'''
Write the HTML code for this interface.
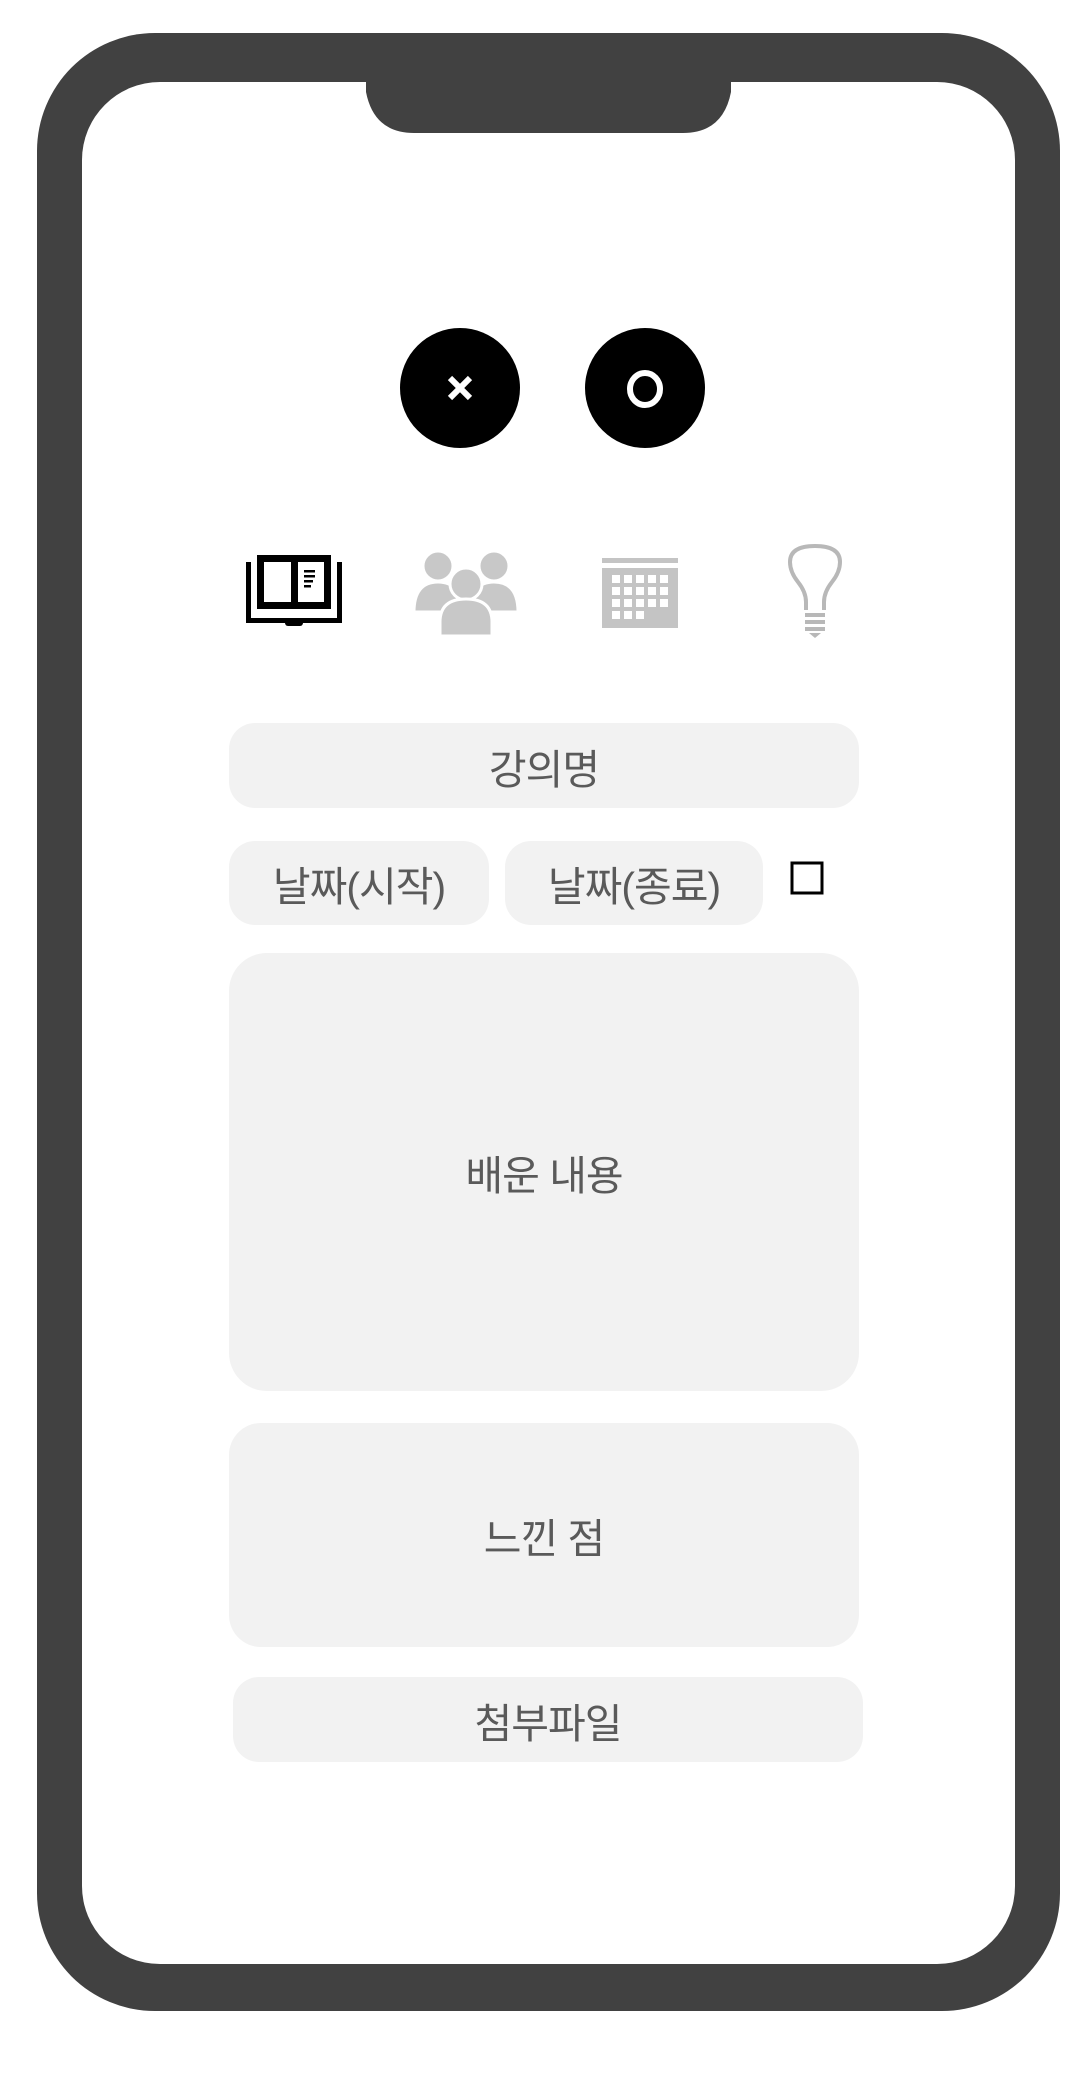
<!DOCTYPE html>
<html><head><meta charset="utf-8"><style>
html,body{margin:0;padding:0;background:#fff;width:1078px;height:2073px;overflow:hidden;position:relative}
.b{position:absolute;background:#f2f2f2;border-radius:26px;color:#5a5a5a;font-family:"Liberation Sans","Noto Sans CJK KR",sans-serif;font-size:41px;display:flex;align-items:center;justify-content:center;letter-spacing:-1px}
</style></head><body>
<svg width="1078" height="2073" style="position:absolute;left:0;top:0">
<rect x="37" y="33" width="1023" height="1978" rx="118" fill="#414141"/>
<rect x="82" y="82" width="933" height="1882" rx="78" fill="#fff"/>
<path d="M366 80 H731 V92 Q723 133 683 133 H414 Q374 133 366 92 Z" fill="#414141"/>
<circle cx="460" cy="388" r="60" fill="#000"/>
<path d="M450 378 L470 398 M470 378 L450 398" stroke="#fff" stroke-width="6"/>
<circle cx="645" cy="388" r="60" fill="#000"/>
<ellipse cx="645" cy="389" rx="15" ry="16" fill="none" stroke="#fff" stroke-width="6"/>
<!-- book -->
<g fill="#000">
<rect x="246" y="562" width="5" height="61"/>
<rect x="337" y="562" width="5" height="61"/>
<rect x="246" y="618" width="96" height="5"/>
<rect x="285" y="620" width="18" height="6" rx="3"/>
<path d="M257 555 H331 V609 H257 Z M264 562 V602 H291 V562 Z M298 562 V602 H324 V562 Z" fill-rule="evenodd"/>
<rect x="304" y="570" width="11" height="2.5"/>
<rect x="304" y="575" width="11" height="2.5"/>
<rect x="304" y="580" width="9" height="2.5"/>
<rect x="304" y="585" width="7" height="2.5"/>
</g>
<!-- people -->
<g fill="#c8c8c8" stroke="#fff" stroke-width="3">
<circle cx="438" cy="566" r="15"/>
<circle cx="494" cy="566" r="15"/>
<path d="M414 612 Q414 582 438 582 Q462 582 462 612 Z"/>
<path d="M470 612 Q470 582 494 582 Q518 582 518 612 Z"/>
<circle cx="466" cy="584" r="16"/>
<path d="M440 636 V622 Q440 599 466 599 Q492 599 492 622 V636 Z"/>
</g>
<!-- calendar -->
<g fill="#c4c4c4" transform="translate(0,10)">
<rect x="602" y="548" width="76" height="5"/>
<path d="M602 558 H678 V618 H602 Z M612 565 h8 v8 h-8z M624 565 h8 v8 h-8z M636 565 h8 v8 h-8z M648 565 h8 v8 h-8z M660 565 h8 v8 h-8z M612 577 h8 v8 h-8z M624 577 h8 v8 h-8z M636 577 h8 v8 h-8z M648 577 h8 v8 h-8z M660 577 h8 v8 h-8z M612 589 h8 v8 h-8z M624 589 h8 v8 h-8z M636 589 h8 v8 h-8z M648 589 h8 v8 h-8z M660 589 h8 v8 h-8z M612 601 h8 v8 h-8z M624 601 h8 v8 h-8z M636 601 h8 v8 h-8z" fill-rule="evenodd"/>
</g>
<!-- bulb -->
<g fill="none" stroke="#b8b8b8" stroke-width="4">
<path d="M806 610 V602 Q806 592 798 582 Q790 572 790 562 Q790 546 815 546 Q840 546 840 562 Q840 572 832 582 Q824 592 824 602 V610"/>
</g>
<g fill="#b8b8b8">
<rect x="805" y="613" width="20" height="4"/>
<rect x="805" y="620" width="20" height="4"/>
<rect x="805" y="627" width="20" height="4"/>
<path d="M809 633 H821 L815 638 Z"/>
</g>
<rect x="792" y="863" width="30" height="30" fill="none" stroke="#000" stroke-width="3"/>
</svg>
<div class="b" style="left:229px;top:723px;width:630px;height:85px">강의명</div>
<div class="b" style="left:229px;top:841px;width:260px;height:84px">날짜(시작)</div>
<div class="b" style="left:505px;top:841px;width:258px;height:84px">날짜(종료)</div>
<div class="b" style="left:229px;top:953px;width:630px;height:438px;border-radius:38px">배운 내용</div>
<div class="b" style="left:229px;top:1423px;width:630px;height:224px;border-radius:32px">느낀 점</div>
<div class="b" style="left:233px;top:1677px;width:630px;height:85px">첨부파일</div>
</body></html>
'''
▸ **Task directions**
Leave out all pictures, then copy the remaining material exactly.

▸ **Task response**
Write the HTML code for this interface.
<!DOCTYPE html>
<html><head><meta charset="utf-8"><style>
html,body{margin:0;padding:0;background:#fff;width:1078px;height:2073px;overflow:hidden;position:relative}
.b{position:absolute;background:#f2f2f2;border-radius:26px;color:#5a5a5a;font-family:"Liberation Sans","Noto Sans CJK KR",sans-serif;font-size:41px;display:flex;align-items:center;justify-content:center;letter-spacing:-1px}
</style></head><body>
<svg width="1078" height="2073" style="position:absolute;left:0;top:0">
<rect x="37" y="33" width="1023" height="1978" rx="118" fill="#414141"/>
<rect x="82" y="82" width="933" height="1882" rx="78" fill="#fff"/>
<path d="M366 80 H731 V92 Q723 133 683 133 H414 Q374 133 366 92 Z" fill="#414141"/>
<circle cx="460" cy="388" r="60" fill="#000"/>
<path d="M450 378 L470 398 M470 378 L450 398" stroke="#fff" stroke-width="6"/>
<circle cx="645" cy="388" r="60" fill="#000"/>
<ellipse cx="645" cy="389" rx="15" ry="16" fill="none" stroke="#fff" stroke-width="6"/>
<!-- book -->
<g fill="#000">
<rect x="246" y="562" width="5" height="61"/>
<rect x="337" y="562" width="5" height="61"/>
<rect x="246" y="618" width="96" height="5"/>
<rect x="285" y="620" width="18" height="6" rx="3"/>
<path d="M257 555 H331 V609 H257 Z M264 562 V602 H291 V562 Z M298 562 V602 H324 V562 Z" fill-rule="evenodd"/>
<rect x="304" y="570" width="11" height="2.5"/>
<rect x="304" y="575" width="11" height="2.5"/>
<rect x="304" y="580" width="9" height="2.5"/>
<rect x="304" y="585" width="7" height="2.5"/>
</g>
<!-- people -->
<g fill="#c8c8c8" stroke="#fff" stroke-width="3">
<circle cx="438" cy="566" r="15"/>
<circle cx="494" cy="566" r="15"/>
<path d="M414 612 Q414 582 438 582 Q462 582 462 612 Z"/>
<path d="M470 612 Q470 582 494 582 Q518 582 518 612 Z"/>
<circle cx="466" cy="584" r="16"/>
<path d="M440 636 V622 Q440 599 466 599 Q492 599 492 622 V636 Z"/>
</g>
<!-- calendar -->
<g fill="#c4c4c4" transform="translate(0,10)">
<rect x="602" y="548" width="76" height="5"/>
<path d="M602 558 H678 V618 H602 Z M612 565 h8 v8 h-8z M624 565 h8 v8 h-8z M636 565 h8 v8 h-8z M648 565 h8 v8 h-8z M660 565 h8 v8 h-8z M612 577 h8 v8 h-8z M624 577 h8 v8 h-8z M636 577 h8 v8 h-8z M648 577 h8 v8 h-8z M660 577 h8 v8 h-8z M612 589 h8 v8 h-8z M624 589 h8 v8 h-8z M636 589 h8 v8 h-8z M648 589 h8 v8 h-8z M660 589 h8 v8 h-8z M612 601 h8 v8 h-8z M624 601 h8 v8 h-8z M636 601 h8 v8 h-8z" fill-rule="evenodd"/>
</g>
<!-- bulb -->
<g fill="none" stroke="#b8b8b8" stroke-width="4">
<path d="M806 610 V602 Q806 592 798 582 Q790 572 790 562 Q790 546 815 546 Q840 546 840 562 Q840 572 832 582 Q824 592 824 602 V610"/>
</g>
<g fill="#b8b8b8">
<rect x="805" y="613" width="20" height="4"/>
<rect x="805" y="620" width="20" height="4"/>
<rect x="805" y="627" width="20" height="4"/>
<path d="M809 633 H821 L815 638 Z"/>
</g>
<rect x="792" y="863" width="30" height="30" fill="none" stroke="#000" stroke-width="3"/>
</svg>
<div class="b" style="left:229px;top:723px;width:630px;height:85px">강의명</div>
<div class="b" style="left:229px;top:841px;width:260px;height:84px">날짜(시작)</div>
<div class="b" style="left:505px;top:841px;width:258px;height:84px">날짜(종료)</div>
<div class="b" style="left:229px;top:953px;width:630px;height:438px;border-radius:38px">배운 내용</div>
<div class="b" style="left:229px;top:1423px;width:630px;height:224px;border-radius:32px">느낀 점</div>
<div class="b" style="left:233px;top:1677px;width:630px;height:85px">첨부파일</div>
</body></html>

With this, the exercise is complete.